We’ve crammed a lot into one day, but it is rush hour and rather than fight our way through the crowds on the tube, we walk along Thames and the South Bank Centre past the Eye, the massive ferris wheel and what one of the writers from Lonely Planet says reminds them of the Eye of Mordor from the Lord of the Rings.

Along the South Bank there is a skate park and I see a group of teens practicing dance moves, maybe they hope to be Britain’s next Back Street Boys. Naina and I end our day in a warm, bustling Italian restaurant famished after about 8 hours of walking, but satisfied with the days events. When we get home, we catch up on London’s news and learn that we hadn’t been invited to the Queen’s annual garden party at Buckingham Palace.
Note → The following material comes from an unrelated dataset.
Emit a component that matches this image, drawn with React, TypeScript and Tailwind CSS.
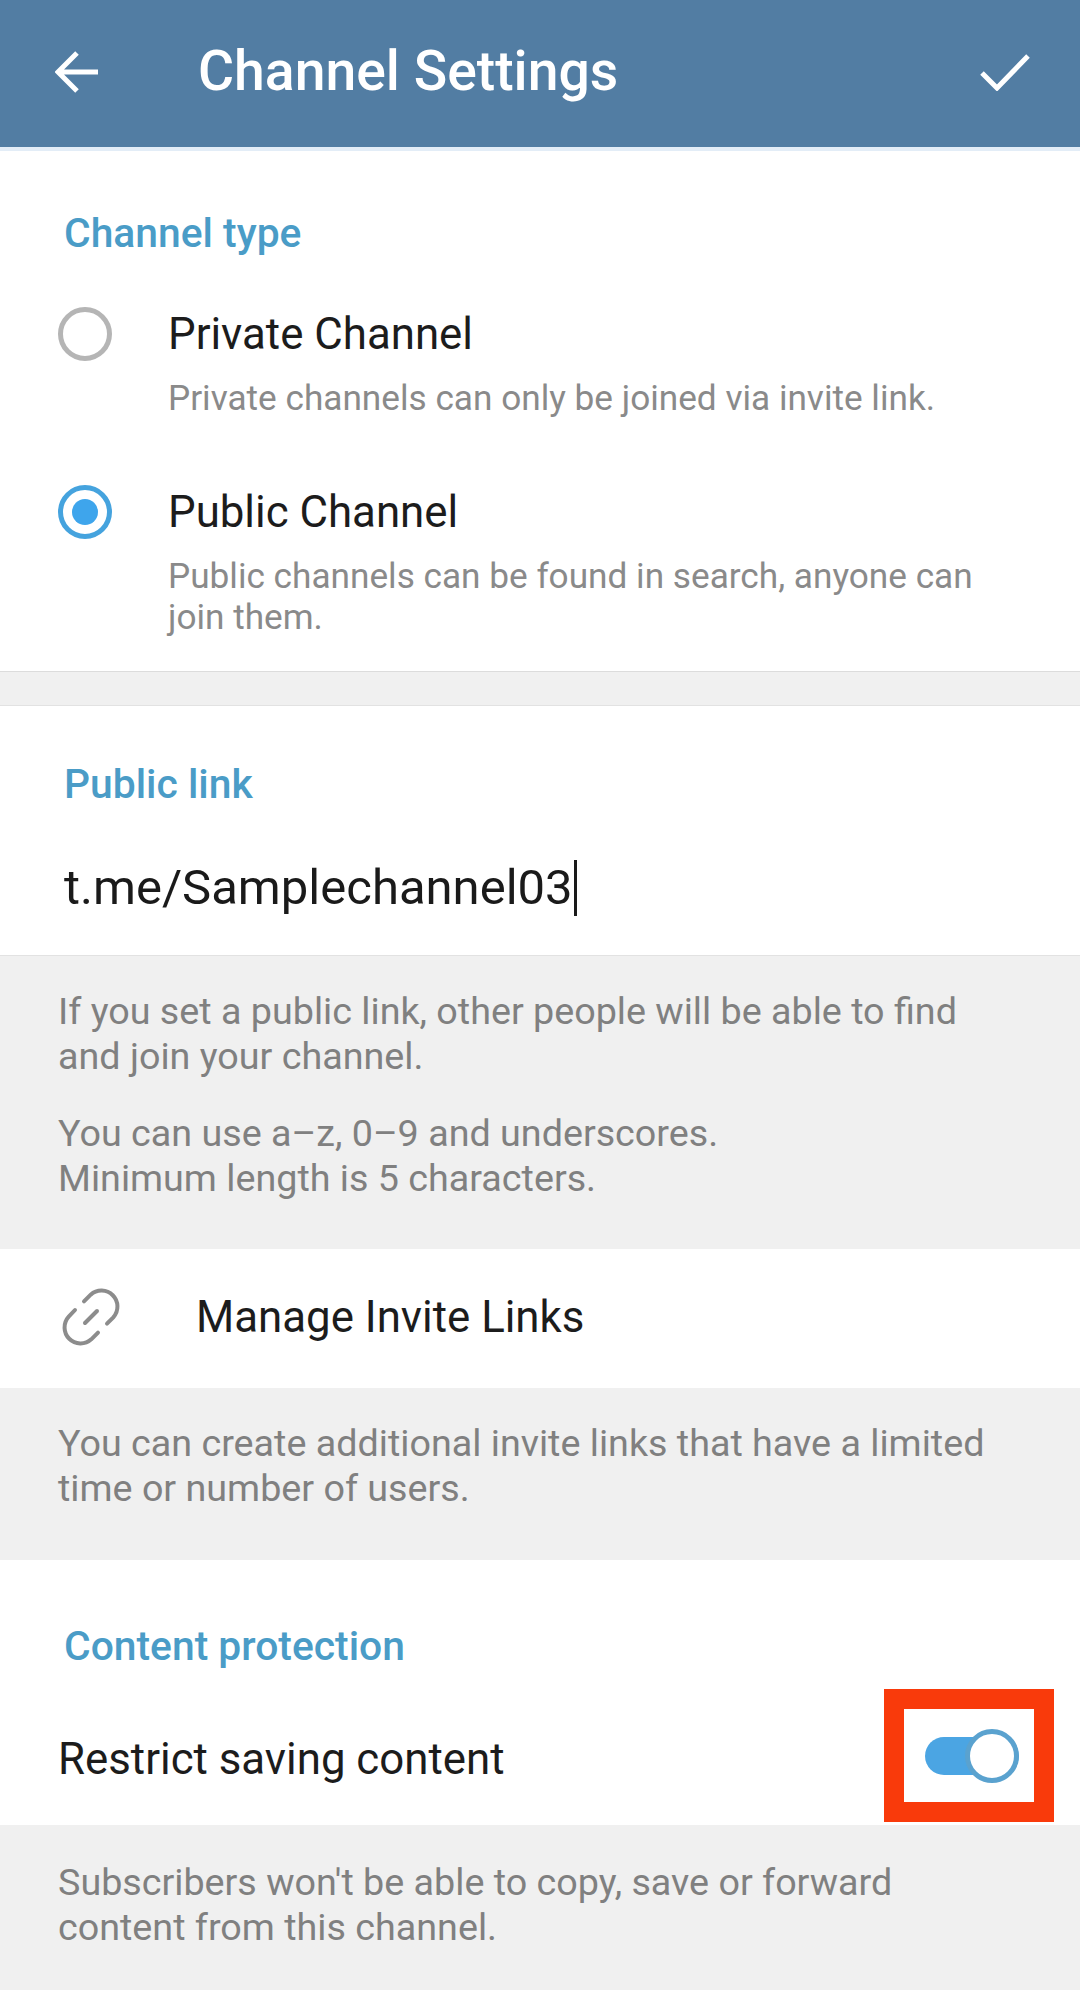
import React from "react";

const Heading = ({ children, className = "" }: { children: React.ReactNode; className?: string }) => (
  <div className={`pl-[64px] text-[40.8px] leading-[44px] font-medium text-[#4a9cc7] ${className}`}>{children}</div>
);

const Radio = ({ on }: { on?: boolean }) => (
  <div className={`flex h-[54px] w-[54px] shrink-0 items-center justify-center rounded-full border-[5px] ${on ? "border-[#45a3de]" : "border-[#b5b5b5]"}`}>
    {on && <div className="h-[26px] w-[26px] rounded-full bg-[#3ea5ec]" />}
  </div>
);

const Info = ({ children, className = "" }: { children: React.ReactNode; className?: string }) => (
  <div className={`pl-[58px] pr-[72px] text-[37.7px] leading-[45px] text-[#808080] ${className}`}>{children}</div>
);

export default function App() {
  return (
    <div className="flex h-[1990px] w-[1080px] flex-col overflow-hidden bg-[#f0f0f0] font-['Roboto',sans-serif]">
      <header className="flex h-[147px] items-center bg-[#527da3] pb-[4px] pl-[55px] pr-[50px] text-white">
        <svg width="44" height="42" viewBox="0 0 44 42" fill="none" stroke="white" strokeWidth="5" className="shrink-0">
          <path d="M22 2 3 21l19 19M3 21h40" />
        </svg>
        <div className="ml-[99px] flex-1 text-[55.3px] font-medium leading-[60px]">Channel Settings</div>
        <svg width="50" height="38" viewBox="0 0 50 38" fill="none" stroke="white" strokeWidth="5" className="shrink-0">
          <path d="M2 20 17 35 48 3" />
        </svg>
      </header>
      <div className="h-[4px] bg-[#e3edf7]" />

      <section className="h-[521px] border-b border-[#dcdcdc] bg-white pt-[60px]">
        <Heading>Channel type</Heading>
        <div className="mt-[52px] flex pl-[58px]">
          <Radio />
          <div className="ml-[56px]">
            <div className="text-[43.8px] leading-[54px] text-[#1c1c1c]">Private Channel</div>
            <div className="mt-[17px] w-[850px] text-[35.2px] leading-[41px] text-[#8a8a8a]">Private channels can only be joined via invite link.</div>
          </div>
        </div>
        <div className="mt-[66px] flex pl-[58px]">
          <Radio on />
          <div className="ml-[56px]">
            <div className="text-[43.8px] leading-[54px] text-[#1c1c1c]">Public Channel</div>
            <div className="mt-[17px] w-[850px] text-[35.2px] leading-[41px] text-[#8a8a8a]">Public channels can be found in search, anyone can join them.</div>
          </div>
        </div>
      </section>

      <div className="h-[33px]" />

      <section className="h-[251px] border-t border-b border-[#e2e2e2] bg-white pt-[56px]">
        <Heading>Public link</Heading>
        <div className="mt-[52px] flex items-center pl-[64px] text-[49px] leading-[60px] text-[#1a1a1a]">
          t.me/Samplechannel03
          <span className="ml-[1px] h-[56px] w-[3px] bg-[#1a1a1a]" />
        </div>
      </section>

      <div className="h-[293px] pt-[33px]">
        <Info>If you set a public link, other people will be able to find and join your channel.</Info>
        <Info className="mt-[32px]">You can use a–z, 0–9 and underscores.<br />Minimum length is 5 characters.</Info>
      </div>

      <section className="flex h-[139px] items-center bg-white pb-[4px] pl-[60px]">
        <svg width="62" height="62" viewBox="0 0 62 62" fill="none" stroke="#8c8c8c" strokeWidth="4" strokeLinecap="round" className="shrink-0">
          <path d="M24 15.400 30.700 8.700A16 16 0 0 1 53.300 31.300L47 37.600" />
          <path d="M15 24 8.700 30.700A16 16 0 0 0 31.300 53.300L38 46.600" />
          <path d="M25 37 37 25" />
        </svg>
        <div className="ml-[74px] text-[43.8px] leading-[50px] text-[#1c1c1c]">Manage Invite Links</div>
      </section>

      <div className="h-[172px] pt-[33px]">
        <Info>You can create additional invite links that have a limited time or number of users.</Info>
      </div>

      <section className="relative h-[265px] bg-white pt-[64px]">
        <Heading>Content protection</Heading>
        <div className="mt-[64px] pl-[58px] text-[43.8px] leading-[54px] text-[#1c1c1c]">Restrict saving content</div>
        <div className="absolute left-[884px] top-[129px] flex h-[133px] w-[170px] items-center justify-center border-[20px] border-[#f93a0b]">
          <div className="relative ml-[5px] h-[38px] w-[94px] rounded-full bg-[#4ba5e3]">
            <div className="absolute -top-[8px] right-0 h-[54px] w-[54px] rounded-full border-[5px] border-[#5aa2cf] bg-white" />
          </div>
        </div>
      </section>

      <div className="pt-[35px]">
        <Info>Subscribers won't be able to copy, save or forward content from this channel.</Info>
      </div>
    </div>
  );
}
We are sure they wouldn’t have noticed us among it’s 8,000 guests. We also learn that a man really did hang himself from a tree just across the street from Buckingham Palace. A police officer covered his body with a tarp during the changing of the guard. And, police testified before Parliament as they investigated the newspaper tapping scandal that shut down the News of the World paper last week. All the people we saw at Parliament were press and spectators. It seems that more than Naina and I had a very busy day.